→ **TASK INSTRUCTIONS**
Exact reproduction of the data is required, with images excluded.

—————

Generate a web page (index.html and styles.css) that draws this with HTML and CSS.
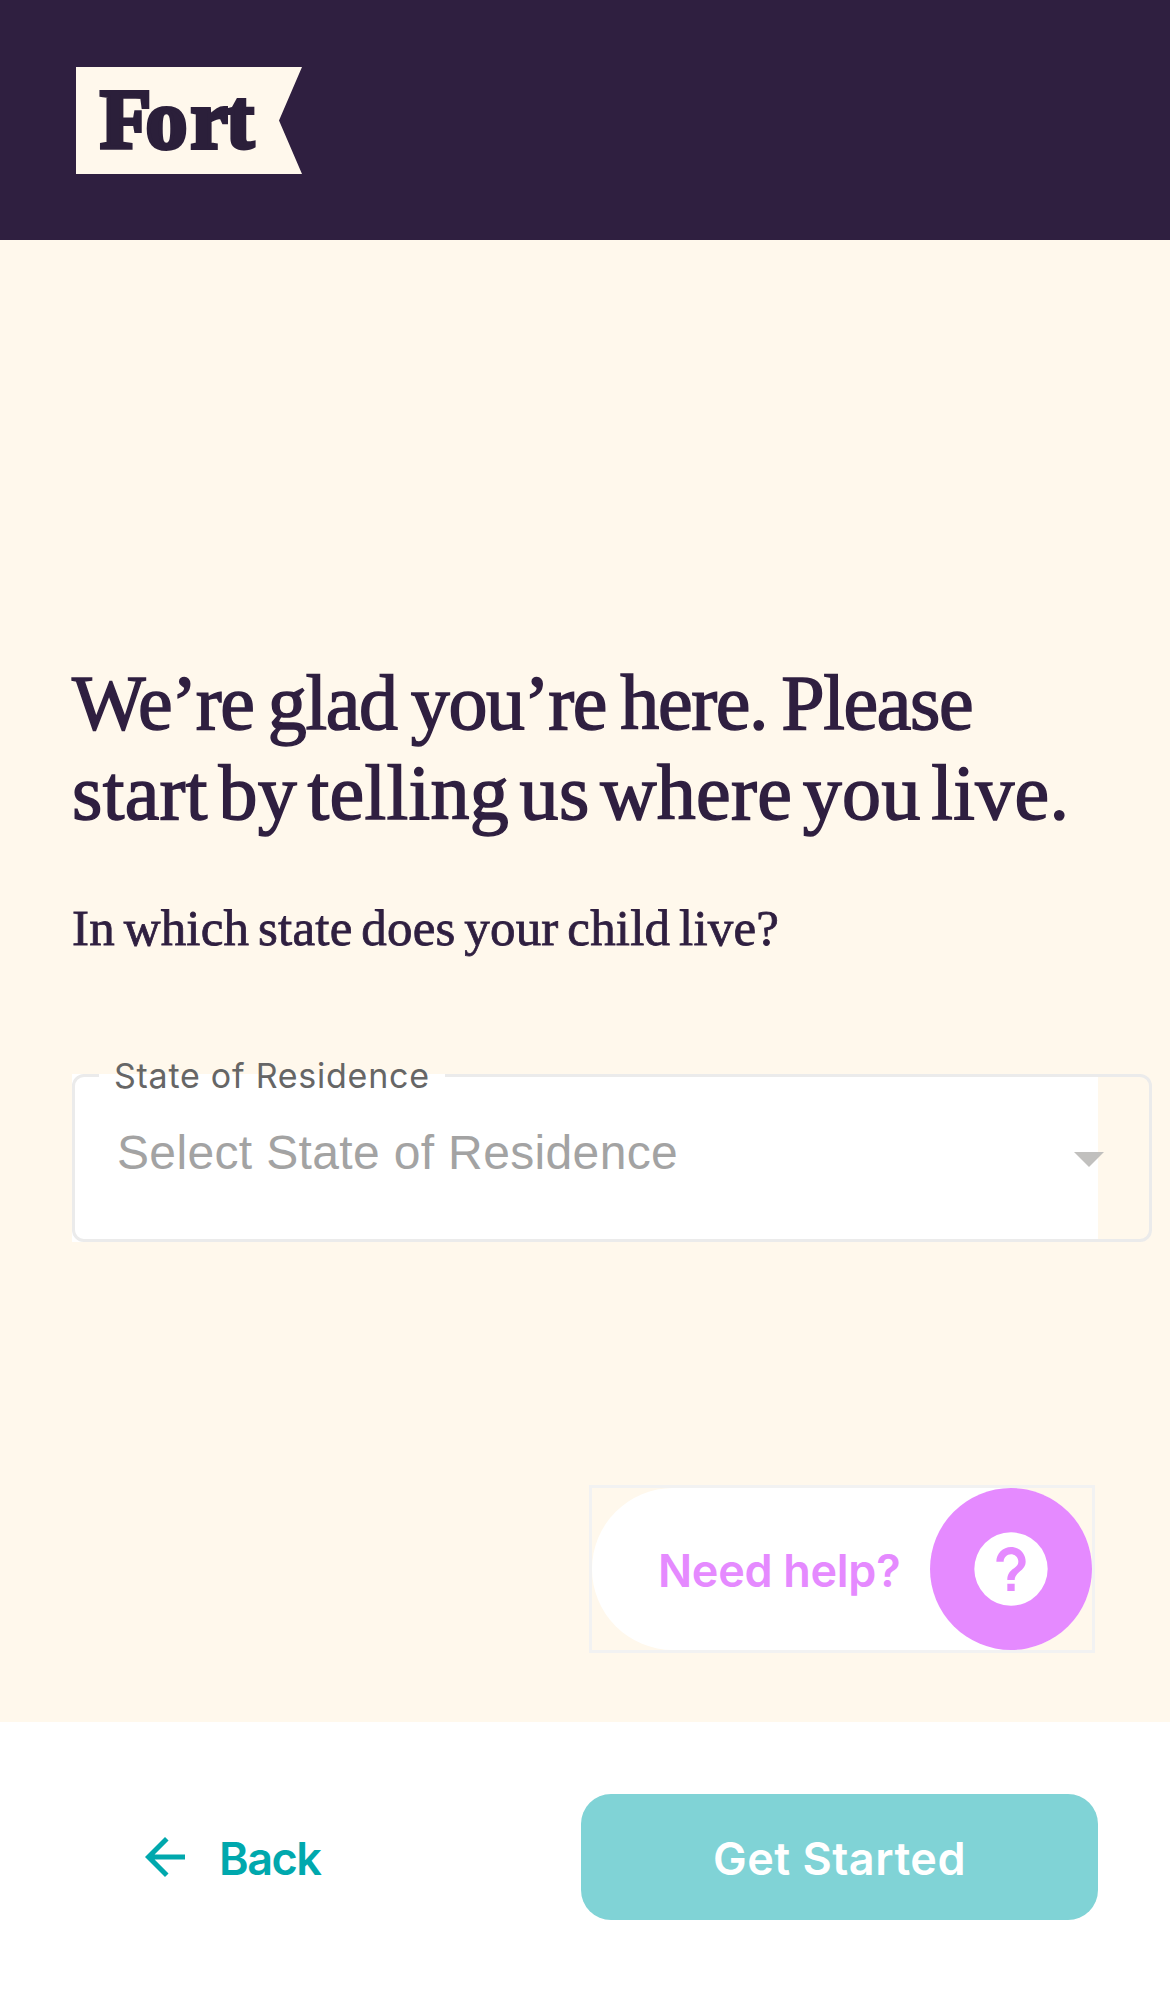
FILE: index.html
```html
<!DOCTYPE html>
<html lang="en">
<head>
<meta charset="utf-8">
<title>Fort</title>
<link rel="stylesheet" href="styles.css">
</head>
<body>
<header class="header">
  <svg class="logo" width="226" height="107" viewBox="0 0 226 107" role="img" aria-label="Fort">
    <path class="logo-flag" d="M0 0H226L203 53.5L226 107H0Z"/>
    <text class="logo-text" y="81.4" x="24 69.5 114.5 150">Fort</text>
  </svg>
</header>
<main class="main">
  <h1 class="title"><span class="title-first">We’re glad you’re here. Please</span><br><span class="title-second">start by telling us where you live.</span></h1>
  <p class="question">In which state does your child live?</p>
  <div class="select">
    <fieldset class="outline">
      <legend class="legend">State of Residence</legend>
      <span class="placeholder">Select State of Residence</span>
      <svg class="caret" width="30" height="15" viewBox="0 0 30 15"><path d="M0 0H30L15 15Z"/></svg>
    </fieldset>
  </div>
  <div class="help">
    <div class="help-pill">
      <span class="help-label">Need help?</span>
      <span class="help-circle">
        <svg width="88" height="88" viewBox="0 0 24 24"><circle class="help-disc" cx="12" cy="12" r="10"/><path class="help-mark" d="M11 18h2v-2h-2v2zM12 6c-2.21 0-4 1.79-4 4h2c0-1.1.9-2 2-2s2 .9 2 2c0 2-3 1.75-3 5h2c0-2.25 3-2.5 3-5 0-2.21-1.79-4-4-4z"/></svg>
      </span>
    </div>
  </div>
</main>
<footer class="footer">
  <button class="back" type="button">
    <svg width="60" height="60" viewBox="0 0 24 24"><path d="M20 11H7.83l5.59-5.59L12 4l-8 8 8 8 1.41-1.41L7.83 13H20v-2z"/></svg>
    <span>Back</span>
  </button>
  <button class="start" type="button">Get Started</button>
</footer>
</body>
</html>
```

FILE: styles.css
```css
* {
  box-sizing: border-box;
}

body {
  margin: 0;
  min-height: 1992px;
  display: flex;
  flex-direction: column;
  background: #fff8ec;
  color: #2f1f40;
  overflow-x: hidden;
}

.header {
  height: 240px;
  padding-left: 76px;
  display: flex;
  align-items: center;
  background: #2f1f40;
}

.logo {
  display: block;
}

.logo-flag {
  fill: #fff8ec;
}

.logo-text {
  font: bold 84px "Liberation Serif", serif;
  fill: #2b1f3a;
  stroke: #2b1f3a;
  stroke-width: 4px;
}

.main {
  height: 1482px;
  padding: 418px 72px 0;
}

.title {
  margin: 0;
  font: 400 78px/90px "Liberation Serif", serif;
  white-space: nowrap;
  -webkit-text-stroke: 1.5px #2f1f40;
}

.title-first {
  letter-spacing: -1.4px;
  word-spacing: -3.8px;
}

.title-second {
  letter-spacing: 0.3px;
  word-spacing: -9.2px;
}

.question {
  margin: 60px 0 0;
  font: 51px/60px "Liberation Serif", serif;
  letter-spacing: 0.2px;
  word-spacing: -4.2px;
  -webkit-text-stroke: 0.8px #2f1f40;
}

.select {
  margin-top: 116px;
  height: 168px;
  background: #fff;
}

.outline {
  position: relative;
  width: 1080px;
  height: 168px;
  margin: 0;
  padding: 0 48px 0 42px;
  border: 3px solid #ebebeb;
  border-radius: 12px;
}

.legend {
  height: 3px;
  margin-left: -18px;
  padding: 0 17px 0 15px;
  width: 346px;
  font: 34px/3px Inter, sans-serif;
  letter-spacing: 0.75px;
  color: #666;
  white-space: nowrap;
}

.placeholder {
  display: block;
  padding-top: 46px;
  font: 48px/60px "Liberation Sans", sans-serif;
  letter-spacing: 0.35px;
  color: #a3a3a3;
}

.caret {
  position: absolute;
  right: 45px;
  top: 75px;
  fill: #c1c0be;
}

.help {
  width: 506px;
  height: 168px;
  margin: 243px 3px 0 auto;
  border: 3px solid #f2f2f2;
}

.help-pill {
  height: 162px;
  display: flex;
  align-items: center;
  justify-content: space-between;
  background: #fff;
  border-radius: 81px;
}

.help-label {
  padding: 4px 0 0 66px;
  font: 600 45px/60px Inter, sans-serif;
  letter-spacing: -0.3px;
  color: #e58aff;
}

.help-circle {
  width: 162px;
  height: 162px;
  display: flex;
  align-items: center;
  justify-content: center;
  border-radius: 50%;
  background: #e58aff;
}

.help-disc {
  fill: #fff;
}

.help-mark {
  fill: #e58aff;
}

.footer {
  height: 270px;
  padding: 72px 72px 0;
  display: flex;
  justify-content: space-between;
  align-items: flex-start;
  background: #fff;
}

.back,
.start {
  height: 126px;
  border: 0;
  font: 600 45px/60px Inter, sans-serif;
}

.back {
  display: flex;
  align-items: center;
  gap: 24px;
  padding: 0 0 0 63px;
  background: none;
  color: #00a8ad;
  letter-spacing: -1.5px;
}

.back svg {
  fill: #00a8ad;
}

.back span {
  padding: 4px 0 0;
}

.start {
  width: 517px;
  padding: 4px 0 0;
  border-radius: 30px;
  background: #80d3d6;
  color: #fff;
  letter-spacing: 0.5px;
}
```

—————

→ **TASK SOLUTION**
Generate a web page (index.html and styles.css) that draws this with HTML and CSS.
FILE: index.html
```html
<!DOCTYPE html>
<html lang="en">
<head>
<meta charset="utf-8">
<title>Fort</title>
<link rel="stylesheet" href="styles.css">
</head>
<body>
<header class="header">
  <svg class="logo" width="226" height="107" viewBox="0 0 226 107" role="img" aria-label="Fort">
    <path class="logo-flag" d="M0 0H226L203 53.5L226 107H0Z"/>
    <text class="logo-text" y="81.4" x="24 69.5 114.5 150">Fort</text>
  </svg>
</header>
<main class="main">
  <h1 class="title"><span class="title-first">We’re glad you’re here. Please</span><br><span class="title-second">start by telling us where you live.</span></h1>
  <p class="question">In which state does your child live?</p>
  <div class="select">
    <fieldset class="outline">
      <legend class="legend">State of Residence</legend>
      <span class="placeholder">Select State of Residence</span>
      <svg class="caret" width="30" height="15" viewBox="0 0 30 15"><path d="M0 0H30L15 15Z"/></svg>
    </fieldset>
  </div>
  <div class="help">
    <div class="help-pill">
      <span class="help-label">Need help?</span>
      <span class="help-circle">
        <svg width="88" height="88" viewBox="0 0 24 24"><circle class="help-disc" cx="12" cy="12" r="10"/><path class="help-mark" d="M11 18h2v-2h-2v2zM12 6c-2.21 0-4 1.79-4 4h2c0-1.1.9-2 2-2s2 .9 2 2c0 2-3 1.75-3 5h2c0-2.25 3-2.5 3-5 0-2.21-1.79-4-4-4z"/></svg>
      </span>
    </div>
  </div>
</main>
<footer class="footer">
  <button class="back" type="button">
    <svg width="60" height="60" viewBox="0 0 24 24"><path d="M20 11H7.83l5.59-5.59L12 4l-8 8 8 8 1.41-1.41L7.83 13H20v-2z"/></svg>
    <span>Back</span>
  </button>
  <button class="start" type="button">Get Started</button>
</footer>
</body>
</html>
```

FILE: styles.css
```css
* {
  box-sizing: border-box;
}

body {
  margin: 0;
  min-height: 1992px;
  display: flex;
  flex-direction: column;
  background: #fff8ec;
  color: #2f1f40;
  overflow-x: hidden;
}

.header {
  height: 240px;
  padding-left: 76px;
  display: flex;
  align-items: center;
  background: #2f1f40;
}

.logo {
  display: block;
}

.logo-flag {
  fill: #fff8ec;
}

.logo-text {
  font: bold 84px "Liberation Serif", serif;
  fill: #2b1f3a;
  stroke: #2b1f3a;
  stroke-width: 4px;
}

.main {
  height: 1482px;
  padding: 418px 72px 0;
}

.title {
  margin: 0;
  font: 400 78px/90px "Liberation Serif", serif;
  white-space: nowrap;
  -webkit-text-stroke: 1.5px #2f1f40;
}

.title-first {
  letter-spacing: -1.4px;
  word-spacing: -3.8px;
}

.title-second {
  letter-spacing: 0.3px;
  word-spacing: -9.2px;
}

.question {
  margin: 60px 0 0;
  font: 51px/60px "Liberation Serif", serif;
  letter-spacing: 0.2px;
  word-spacing: -4.2px;
  -webkit-text-stroke: 0.8px #2f1f40;
}

.select {
  margin-top: 116px;
  height: 168px;
  background: #fff;
}

.outline {
  position: relative;
  width: 1080px;
  height: 168px;
  margin: 0;
  padding: 0 48px 0 42px;
  border: 3px solid #ebebeb;
  border-radius: 12px;
}

.legend {
  height: 3px;
  margin-left: -18px;
  padding: 0 17px 0 15px;
  width: 346px;
  font: 34px/3px Inter, sans-serif;
  letter-spacing: 0.75px;
  color: #666;
  white-space: nowrap;
}

.placeholder {
  display: block;
  padding-top: 46px;
  font: 48px/60px "Liberation Sans", sans-serif;
  letter-spacing: 0.35px;
  color: #a3a3a3;
}

.caret {
  position: absolute;
  right: 45px;
  top: 75px;
  fill: #c1c0be;
}

.help {
  width: 506px;
  height: 168px;
  margin: 243px 3px 0 auto;
  border: 3px solid #f2f2f2;
}

.help-pill {
  height: 162px;
  display: flex;
  align-items: center;
  justify-content: space-between;
  background: #fff;
  border-radius: 81px;
}

.help-label {
  padding: 4px 0 0 66px;
  font: 600 45px/60px Inter, sans-serif;
  letter-spacing: -0.3px;
  color: #e58aff;
}

.help-circle {
  width: 162px;
  height: 162px;
  display: flex;
  align-items: center;
  justify-content: center;
  border-radius: 50%;
  background: #e58aff;
}

.help-disc {
  fill: #fff;
}

.help-mark {
  fill: #e58aff;
}

.footer {
  height: 270px;
  padding: 72px 72px 0;
  display: flex;
  justify-content: space-between;
  align-items: flex-start;
  background: #fff;
}

.back,
.start {
  height: 126px;
  border: 0;
  font: 600 45px/60px Inter, sans-serif;
}

.back {
  display: flex;
  align-items: center;
  gap: 24px;
  padding: 0 0 0 63px;
  background: none;
  color: #00a8ad;
  letter-spacing: -1.5px;
}

.back svg {
  fill: #00a8ad;
}

.back span {
  padding: 4px 0 0;
}

.start {
  width: 517px;
  padding: 4px 0 0;
  border-radius: 30px;
  background: #80d3d6;
  color: #fff;
  letter-spacing: 0.5px;
}
```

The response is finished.